Cisco stock shook off the weak open, climbing more than 4% in morning trade. Ultimately though, shares ended higher by just 1.89% at $48.40. Fueling the move is a top- and bottom-line earnings beat and after adding $15 billion to its buyback plan, bringing the total to $24 billion.
So how do we trade this tech giant?

The $48 to $49 area has been acting as notable resistance since the start of the fourth quarter. With Cisco’s gap up over this area — amid a tough open on Wall Street no less — it’s highly encouraging for new and longstanding investors alike.

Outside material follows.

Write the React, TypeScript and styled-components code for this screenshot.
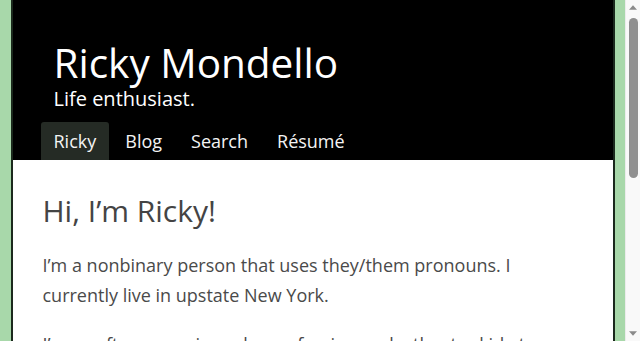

New investors can play it one of a few ways now. Either chase Cisco stock up 3% to 4% and use a close below $48 as a way to mitigate risk. More conservative investors can wait and hope for a pullback down to the $48 to $49 level and initiate a new long position. Both sets of “new buyers” can use a more conservative stop-loss strategy if they feel comfortable with that instead. In that case, they can also use uptrend support (purple line) or the 21-day moving average as a way to mitigate downside risk.
Provided Cisco can maintain support, what are we looking for on the upside? Trend resistance (blue line) would allow for a move into the low- to mid-$50s before Cisco stock tires itself. While shares are on the cusp of becoming overbought, they can certainly climb higher after a well-received earnings report. That’s particularly true if we get more positive trade headlines.
On the flip side, persistent negative trade headlines could derail the recent stock market rally and give investors a solid buying opportunity in a name like Cisco on a pullback.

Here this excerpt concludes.